Every solo agency hits the same fork: take more projects than you can handle and outsource them white-label, or stay small and build every site yourself. Both have hidden costs. Here's the math no one shows you, and the hybrid model most successful solo agencies actually use.

The economics of building yourself

A solo web designer who builds every site themselves can ship 1-2 sites per week, depending on complexity. At $1,500-$3,000 per site, that's $6,000-$24,000 monthly revenue cap if you're fully booked.

Pros: 100% margin (minus tooling), full quality control, fastest iteration. Cons: revenue capped by your hours; you stop earning the moment you stop working; vacation = zero income.

The economics of white-label

You sell the work, a contractor or agency builds it. Typical white-label: $800-$1,500 to deliver a site you sold for $2,500-$4,000. Margin: 35-50%.

Pros: scale without hiring, you can take 5-10 projects in parallel, vacation doesn't kill revenue. Cons: half your margin gone, quality varies, slower iterations (you communicate through a middleman), and clients sometimes figure out who's actually building.

The break-even calculation

The decision is mathematical: at what point does white-labeling pay off?

If you can sell $X/month in projects, and white-label costs are C% of revenue:

  • Build yourself: revenue = your hourly rate x billable hours. Hard cap.
  • White-label: revenue = $X x (1 - C). No cap, but margin halved.

Break-even is when X x (1 - C) > what you'd earn building yourself.

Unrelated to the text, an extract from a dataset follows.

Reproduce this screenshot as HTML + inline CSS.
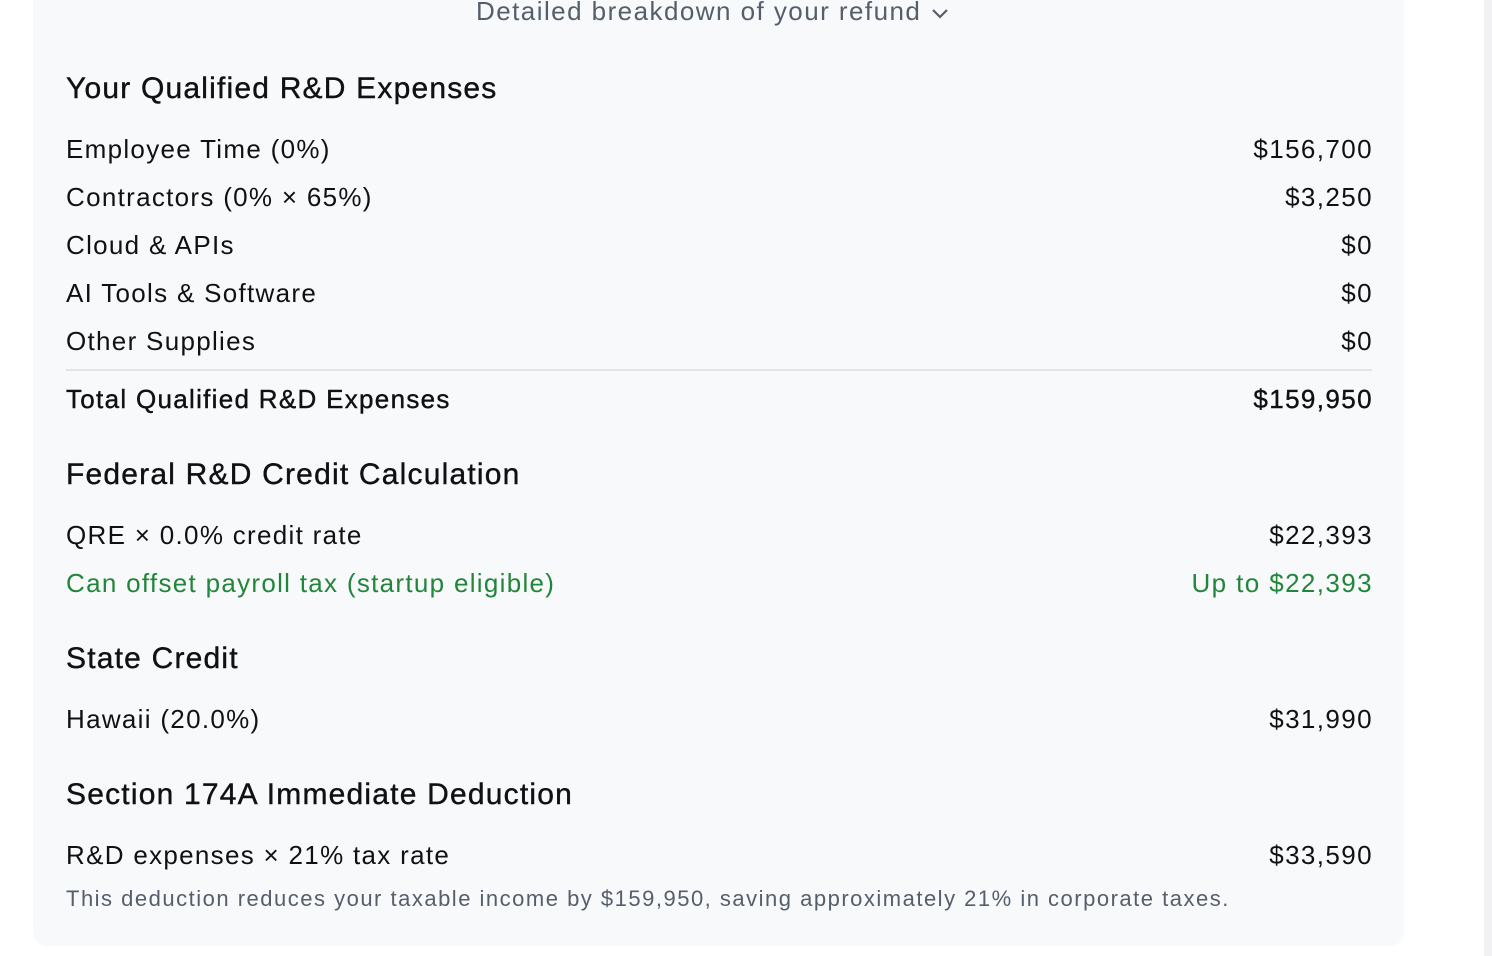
<!DOCTYPE html>
<html><head><style>
body{margin:0;width:1492px;height:956px;background:#fff;font-family:"Liberation Sans",sans-serif;position:relative;overflow:hidden;color:#111}
.card{position:absolute;left:33px;top:-20px;width:1371px;height:966px;background:#f8f9fb;border-radius:14px}
.sb{position:absolute;left:1484px;top:0;width:8px;height:956px;background:#f1f1f3}
.t{position:absolute;white-space:nowrap}
.h{left:66px;font-size:30px;letter-spacing:1.2px;-webkit-text-stroke:0.4px #111}
.l{left:66px;font-size:26px;letter-spacing:1.3px}
.r{right:119px;font-size:26px;text-align:right;letter-spacing:1.4px}
.b{-webkit-text-stroke:0.4px #111}
.g{color:#22863a}
</style></head><body>
<div class="card"></div><div class="sb"></div>
<div class="t" style="left:476px;top:-4px;font-size:26px;color:#555e6b;letter-spacing:1.45px">Detailed breakdown of your refund <svg width="20" height="14" viewBox="0 0 20 14"><path d="M3 4l7 7 7-7" fill="none" stroke="#555e6b" stroke-width="2.2"/></svg></div>
<div class="t h" style="top:72px">Your Qualified R&amp;D Expenses</div>
<div class="t l" style="top:134px">Employee Time (0%)</div><div class="t r" style="top:134px">$156,700</div>
<div class="t l" style="top:182px">Contractors (0% × 65%)</div><div class="t r" style="top:182px">$3,250</div>
<div class="t l" style="top:230px">Cloud &amp; APIs</div><div class="t r" style="top:230px">$0</div>
<div class="t l" style="top:278px">AI Tools &amp; Software</div><div class="t r" style="top:278px">$0</div>
<div class="t l" style="top:326px">Other Supplies</div><div class="t r" style="top:326px">$0</div>
<div style="position:absolute;left:66px;top:369px;width:1306px;height:2px;background:#e6e2e8"></div>
<div class="t l b" style="top:384px">Total Qualified R&amp;D Expenses</div><div class="t r b" style="top:384px">$159,950</div>
<div class="t h" style="top:458px">Federal R&amp;D Credit Calculation</div>
<div class="t l" style="top:520px">QRE × 0.0% credit rate</div><div class="t r" style="top:520px">$22,393</div>
<div class="t l g" style="top:568px">Can offset payroll tax (startup eligible)</div><div class="t r g" style="top:568px">Up to $22,393</div>
<div class="t h" style="top:642px">State Credit</div>
<div class="t l" style="top:704px">Hawaii (20.0%)</div><div class="t r" style="top:704px">$31,990</div>
<div class="t h" style="top:778px">Section 174A Immediate Deduction</div>
<div class="t l" style="top:840px">R&amp;D expenses × 21% tax rate</div><div class="t r" style="top:840px">$33,590</div>
<div class="t" style="left:66px;top:886px;font-size:22px;color:#555e6b;letter-spacing:1.5px">This deduction reduces your taxable income by $159,950, saving approximately 21% in corporate taxes.</div>
</body></html>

For most solo agencies that means >6 active projects per month, which is when building yourself starts breaking down anyway (because you're context-switching too much).

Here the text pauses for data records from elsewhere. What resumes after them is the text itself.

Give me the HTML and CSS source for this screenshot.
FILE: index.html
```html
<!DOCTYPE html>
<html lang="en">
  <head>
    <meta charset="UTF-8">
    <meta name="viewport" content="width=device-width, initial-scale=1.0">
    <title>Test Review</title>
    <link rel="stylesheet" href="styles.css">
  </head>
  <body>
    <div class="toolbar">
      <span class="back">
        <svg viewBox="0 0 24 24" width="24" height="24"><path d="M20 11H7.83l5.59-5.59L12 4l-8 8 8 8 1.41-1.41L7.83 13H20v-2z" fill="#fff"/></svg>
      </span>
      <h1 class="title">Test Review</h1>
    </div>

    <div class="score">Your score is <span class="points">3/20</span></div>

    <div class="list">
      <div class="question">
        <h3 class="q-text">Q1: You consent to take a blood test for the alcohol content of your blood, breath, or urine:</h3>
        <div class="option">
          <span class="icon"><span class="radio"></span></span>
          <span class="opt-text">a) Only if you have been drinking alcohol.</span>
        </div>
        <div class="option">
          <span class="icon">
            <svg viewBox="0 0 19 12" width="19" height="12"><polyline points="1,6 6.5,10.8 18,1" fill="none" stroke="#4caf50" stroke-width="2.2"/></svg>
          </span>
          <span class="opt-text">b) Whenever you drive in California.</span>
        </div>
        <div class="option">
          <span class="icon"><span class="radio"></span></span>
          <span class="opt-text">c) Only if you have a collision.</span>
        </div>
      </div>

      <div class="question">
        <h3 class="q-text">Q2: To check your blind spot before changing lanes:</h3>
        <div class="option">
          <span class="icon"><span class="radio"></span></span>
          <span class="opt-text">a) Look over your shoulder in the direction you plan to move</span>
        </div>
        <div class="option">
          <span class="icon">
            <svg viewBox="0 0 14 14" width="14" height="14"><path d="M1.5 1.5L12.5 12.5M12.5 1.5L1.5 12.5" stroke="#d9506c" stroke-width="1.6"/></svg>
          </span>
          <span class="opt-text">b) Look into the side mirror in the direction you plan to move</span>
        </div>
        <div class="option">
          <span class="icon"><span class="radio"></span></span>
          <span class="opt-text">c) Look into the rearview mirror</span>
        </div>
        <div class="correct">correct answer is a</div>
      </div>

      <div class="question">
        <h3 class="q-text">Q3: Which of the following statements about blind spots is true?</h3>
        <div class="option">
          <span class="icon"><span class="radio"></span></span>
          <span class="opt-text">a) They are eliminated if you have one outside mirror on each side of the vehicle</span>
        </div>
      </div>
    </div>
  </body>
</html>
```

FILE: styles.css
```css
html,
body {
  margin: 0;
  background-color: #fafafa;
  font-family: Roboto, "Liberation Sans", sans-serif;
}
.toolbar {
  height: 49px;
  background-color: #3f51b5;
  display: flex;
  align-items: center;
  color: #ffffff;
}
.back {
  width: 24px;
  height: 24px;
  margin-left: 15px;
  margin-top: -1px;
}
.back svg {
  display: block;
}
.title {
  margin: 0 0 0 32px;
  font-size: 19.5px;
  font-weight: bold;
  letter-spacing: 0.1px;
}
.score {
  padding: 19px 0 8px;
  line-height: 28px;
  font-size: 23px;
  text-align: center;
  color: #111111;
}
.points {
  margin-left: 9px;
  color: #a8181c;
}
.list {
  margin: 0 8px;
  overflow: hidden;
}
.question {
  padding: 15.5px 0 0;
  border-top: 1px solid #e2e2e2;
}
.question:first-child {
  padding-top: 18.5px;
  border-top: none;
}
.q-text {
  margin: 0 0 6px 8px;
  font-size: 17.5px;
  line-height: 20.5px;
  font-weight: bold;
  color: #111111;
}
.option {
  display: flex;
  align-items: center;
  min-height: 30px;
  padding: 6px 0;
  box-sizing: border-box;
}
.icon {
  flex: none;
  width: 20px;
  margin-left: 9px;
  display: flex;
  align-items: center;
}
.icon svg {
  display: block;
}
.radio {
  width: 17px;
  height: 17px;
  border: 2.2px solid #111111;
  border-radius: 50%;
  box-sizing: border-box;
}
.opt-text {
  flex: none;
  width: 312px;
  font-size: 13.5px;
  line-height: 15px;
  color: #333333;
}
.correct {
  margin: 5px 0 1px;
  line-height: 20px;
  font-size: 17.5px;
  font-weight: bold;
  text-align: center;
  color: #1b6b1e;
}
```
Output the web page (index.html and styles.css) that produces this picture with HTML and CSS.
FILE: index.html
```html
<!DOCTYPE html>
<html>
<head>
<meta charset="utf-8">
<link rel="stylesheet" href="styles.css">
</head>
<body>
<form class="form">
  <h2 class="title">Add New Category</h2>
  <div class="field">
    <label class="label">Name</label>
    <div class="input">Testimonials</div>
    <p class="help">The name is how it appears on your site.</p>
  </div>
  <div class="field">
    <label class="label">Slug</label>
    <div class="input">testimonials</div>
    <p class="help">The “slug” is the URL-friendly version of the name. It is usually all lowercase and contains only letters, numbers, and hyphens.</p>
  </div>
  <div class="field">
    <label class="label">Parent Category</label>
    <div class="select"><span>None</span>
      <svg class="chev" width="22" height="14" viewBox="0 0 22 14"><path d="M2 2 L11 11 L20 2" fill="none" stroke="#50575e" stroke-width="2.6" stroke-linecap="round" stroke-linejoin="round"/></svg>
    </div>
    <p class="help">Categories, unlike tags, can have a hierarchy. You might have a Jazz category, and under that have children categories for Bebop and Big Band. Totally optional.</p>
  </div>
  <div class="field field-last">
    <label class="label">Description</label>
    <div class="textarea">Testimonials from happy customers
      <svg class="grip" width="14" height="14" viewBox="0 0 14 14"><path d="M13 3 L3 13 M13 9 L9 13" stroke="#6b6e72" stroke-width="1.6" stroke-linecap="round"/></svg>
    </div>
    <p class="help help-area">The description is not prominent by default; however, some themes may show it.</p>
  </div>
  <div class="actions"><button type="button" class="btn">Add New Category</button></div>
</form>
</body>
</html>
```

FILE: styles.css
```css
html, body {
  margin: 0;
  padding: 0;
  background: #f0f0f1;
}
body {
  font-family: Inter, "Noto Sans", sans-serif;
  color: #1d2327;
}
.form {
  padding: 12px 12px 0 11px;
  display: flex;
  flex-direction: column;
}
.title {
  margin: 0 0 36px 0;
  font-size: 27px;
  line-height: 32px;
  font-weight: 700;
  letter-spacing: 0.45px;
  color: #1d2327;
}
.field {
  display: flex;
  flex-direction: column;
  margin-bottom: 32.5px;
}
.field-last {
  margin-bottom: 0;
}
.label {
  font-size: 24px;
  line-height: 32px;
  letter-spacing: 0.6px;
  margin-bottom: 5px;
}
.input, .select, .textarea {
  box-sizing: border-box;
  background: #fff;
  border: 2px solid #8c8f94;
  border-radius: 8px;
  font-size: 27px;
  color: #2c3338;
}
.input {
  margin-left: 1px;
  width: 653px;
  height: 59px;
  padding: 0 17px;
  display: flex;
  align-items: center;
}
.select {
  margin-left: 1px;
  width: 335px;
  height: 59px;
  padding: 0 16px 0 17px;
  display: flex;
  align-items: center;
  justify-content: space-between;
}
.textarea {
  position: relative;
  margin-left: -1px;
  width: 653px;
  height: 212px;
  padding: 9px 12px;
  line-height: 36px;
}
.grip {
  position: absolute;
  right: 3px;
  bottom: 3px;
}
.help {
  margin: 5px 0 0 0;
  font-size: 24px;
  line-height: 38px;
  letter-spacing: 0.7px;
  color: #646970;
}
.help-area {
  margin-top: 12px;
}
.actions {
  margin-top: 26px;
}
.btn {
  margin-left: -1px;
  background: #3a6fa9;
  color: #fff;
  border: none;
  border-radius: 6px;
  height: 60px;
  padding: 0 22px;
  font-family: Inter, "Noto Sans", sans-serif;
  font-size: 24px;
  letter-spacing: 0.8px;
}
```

The hybrid model that actually works

Most successful solo agencies don't pick one model. They run both:

  • Build yourself: the strategic projects (high margin, niche-defining, case-study material). 1-2 per month.
  • White-label: the standard projects (clean templated 1-pagers in your established niche). 3-5 per month.

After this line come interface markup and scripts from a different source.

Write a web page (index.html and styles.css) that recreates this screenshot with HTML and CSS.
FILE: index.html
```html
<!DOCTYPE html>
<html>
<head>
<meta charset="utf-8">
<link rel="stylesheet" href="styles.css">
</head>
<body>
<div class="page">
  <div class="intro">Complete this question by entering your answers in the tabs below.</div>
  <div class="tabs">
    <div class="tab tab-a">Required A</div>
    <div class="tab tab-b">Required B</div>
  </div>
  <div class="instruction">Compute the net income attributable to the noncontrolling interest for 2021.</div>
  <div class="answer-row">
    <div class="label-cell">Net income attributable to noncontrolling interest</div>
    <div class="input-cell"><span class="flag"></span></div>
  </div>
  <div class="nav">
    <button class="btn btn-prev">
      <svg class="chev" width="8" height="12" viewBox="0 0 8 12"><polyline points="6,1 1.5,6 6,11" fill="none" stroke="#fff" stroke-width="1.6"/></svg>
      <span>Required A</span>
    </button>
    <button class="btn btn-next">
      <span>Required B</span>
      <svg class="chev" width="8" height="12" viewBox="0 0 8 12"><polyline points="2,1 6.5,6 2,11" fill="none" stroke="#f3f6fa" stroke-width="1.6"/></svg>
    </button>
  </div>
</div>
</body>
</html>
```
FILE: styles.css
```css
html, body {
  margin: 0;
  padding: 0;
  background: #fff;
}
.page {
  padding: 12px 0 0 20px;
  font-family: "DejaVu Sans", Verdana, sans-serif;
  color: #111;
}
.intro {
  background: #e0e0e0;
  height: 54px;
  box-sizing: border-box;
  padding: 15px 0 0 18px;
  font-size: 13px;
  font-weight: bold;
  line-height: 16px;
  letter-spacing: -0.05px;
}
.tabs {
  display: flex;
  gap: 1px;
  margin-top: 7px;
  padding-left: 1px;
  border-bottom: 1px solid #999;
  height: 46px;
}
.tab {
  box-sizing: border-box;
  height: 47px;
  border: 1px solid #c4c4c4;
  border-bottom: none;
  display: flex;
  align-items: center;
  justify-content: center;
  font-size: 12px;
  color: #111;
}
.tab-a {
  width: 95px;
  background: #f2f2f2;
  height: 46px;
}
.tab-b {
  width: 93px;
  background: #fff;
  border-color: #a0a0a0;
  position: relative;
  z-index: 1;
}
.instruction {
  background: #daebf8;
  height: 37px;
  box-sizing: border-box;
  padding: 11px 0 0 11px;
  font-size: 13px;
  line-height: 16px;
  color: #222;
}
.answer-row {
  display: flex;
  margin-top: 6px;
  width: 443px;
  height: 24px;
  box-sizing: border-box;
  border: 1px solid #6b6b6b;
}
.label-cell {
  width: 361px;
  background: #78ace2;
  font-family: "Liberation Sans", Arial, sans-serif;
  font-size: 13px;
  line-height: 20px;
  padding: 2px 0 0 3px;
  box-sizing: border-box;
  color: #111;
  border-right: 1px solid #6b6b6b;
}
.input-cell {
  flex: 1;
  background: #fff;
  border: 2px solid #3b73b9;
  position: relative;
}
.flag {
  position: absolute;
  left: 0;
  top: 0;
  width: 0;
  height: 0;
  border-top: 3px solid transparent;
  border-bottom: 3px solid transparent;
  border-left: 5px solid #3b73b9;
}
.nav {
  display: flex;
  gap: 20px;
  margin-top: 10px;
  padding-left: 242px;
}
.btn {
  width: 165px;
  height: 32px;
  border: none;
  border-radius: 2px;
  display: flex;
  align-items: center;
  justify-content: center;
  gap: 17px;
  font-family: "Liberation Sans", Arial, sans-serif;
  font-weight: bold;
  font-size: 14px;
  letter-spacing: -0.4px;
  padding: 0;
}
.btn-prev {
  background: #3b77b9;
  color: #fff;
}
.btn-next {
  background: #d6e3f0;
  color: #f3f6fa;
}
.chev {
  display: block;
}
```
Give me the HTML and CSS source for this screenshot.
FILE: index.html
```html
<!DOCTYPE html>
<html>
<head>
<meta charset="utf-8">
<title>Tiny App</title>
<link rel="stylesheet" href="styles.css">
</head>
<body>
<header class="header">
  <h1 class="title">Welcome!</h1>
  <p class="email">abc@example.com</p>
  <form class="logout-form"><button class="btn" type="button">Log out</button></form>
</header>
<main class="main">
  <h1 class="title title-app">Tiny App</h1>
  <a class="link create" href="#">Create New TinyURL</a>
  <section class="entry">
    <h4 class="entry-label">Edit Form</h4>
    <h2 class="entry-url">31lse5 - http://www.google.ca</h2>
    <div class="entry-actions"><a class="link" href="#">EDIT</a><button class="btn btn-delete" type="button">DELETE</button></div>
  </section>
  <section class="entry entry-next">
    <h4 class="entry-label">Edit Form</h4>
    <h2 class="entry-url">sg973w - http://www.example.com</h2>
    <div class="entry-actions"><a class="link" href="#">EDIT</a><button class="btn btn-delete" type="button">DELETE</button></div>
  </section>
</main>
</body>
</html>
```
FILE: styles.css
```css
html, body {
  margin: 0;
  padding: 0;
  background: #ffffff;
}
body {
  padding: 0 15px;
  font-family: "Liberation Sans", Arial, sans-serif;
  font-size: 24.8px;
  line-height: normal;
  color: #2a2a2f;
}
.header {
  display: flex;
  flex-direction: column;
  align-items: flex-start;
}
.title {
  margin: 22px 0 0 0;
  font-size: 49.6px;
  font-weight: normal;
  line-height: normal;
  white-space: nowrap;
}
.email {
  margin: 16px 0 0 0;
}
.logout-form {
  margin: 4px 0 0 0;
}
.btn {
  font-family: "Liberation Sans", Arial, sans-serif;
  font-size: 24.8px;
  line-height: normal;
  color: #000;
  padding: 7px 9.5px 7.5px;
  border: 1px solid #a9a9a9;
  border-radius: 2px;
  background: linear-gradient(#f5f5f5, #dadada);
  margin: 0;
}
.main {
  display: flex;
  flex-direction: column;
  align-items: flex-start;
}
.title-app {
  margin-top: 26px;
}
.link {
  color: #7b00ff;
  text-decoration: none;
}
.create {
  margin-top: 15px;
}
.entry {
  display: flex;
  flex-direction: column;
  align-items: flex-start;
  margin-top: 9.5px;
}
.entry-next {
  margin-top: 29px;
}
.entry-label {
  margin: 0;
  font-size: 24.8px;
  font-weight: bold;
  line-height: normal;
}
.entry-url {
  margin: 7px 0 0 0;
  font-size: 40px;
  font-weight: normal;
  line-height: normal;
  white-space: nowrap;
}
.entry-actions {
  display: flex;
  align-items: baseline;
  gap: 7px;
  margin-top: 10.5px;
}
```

This protects your weekend, captures the high-margin work yourself, and lets the white-label team handle volume in your existing playbook.

Where to find white-label partners

  • Webflow / Framer experts directories: filter for agencies that explicitly take white-label work.
  • Eastern Europe / Latin America: $800-$1,200 delivery cost, English communication, 4-6 timezone overlap with Europe.
  • Solo freelancers between contracts: often the best quality at white-label price, sourced via your local Slack/Discord communities.

Avoid the $300 sites from generic offshore agencies. Quality problems eat the margin you saved.

The legal piece

Always sign a contract with the white-label partner that says:

  • They cannot contact your client directly
  • You own the IP of all deliverables
  • They cannot use the work in their portfolio
  • Confidentiality covers both client identity and project data

Standard SaaS-style mutual NDA + work-for-hire clause covers it. DocuSign + 1 hour of a $200/hr lawyer is worth it the first time.

What to disclose to the client

Honest answer: nothing. White-labeling is industry standard. You sold the strategy, you own the relationship, you guarantee the result - whoever physically types the CSS is irrelevant.

Caveat: if a client directly asks “are you the one building?”, don't lie. “I lead the project; my production team handles the build” is the truth and reads as professional.

When to bring it in-house

Once white-label revenue is consistently 5+ projects/month, hire a full-time builder. The math: at 5 projects x $1,000 white-label cost = $5,000/month outsourcing spend. A full-time hire (with benefits) starts paying off at $5,000-$6,000 in monthly outsourcing that becomes salary instead.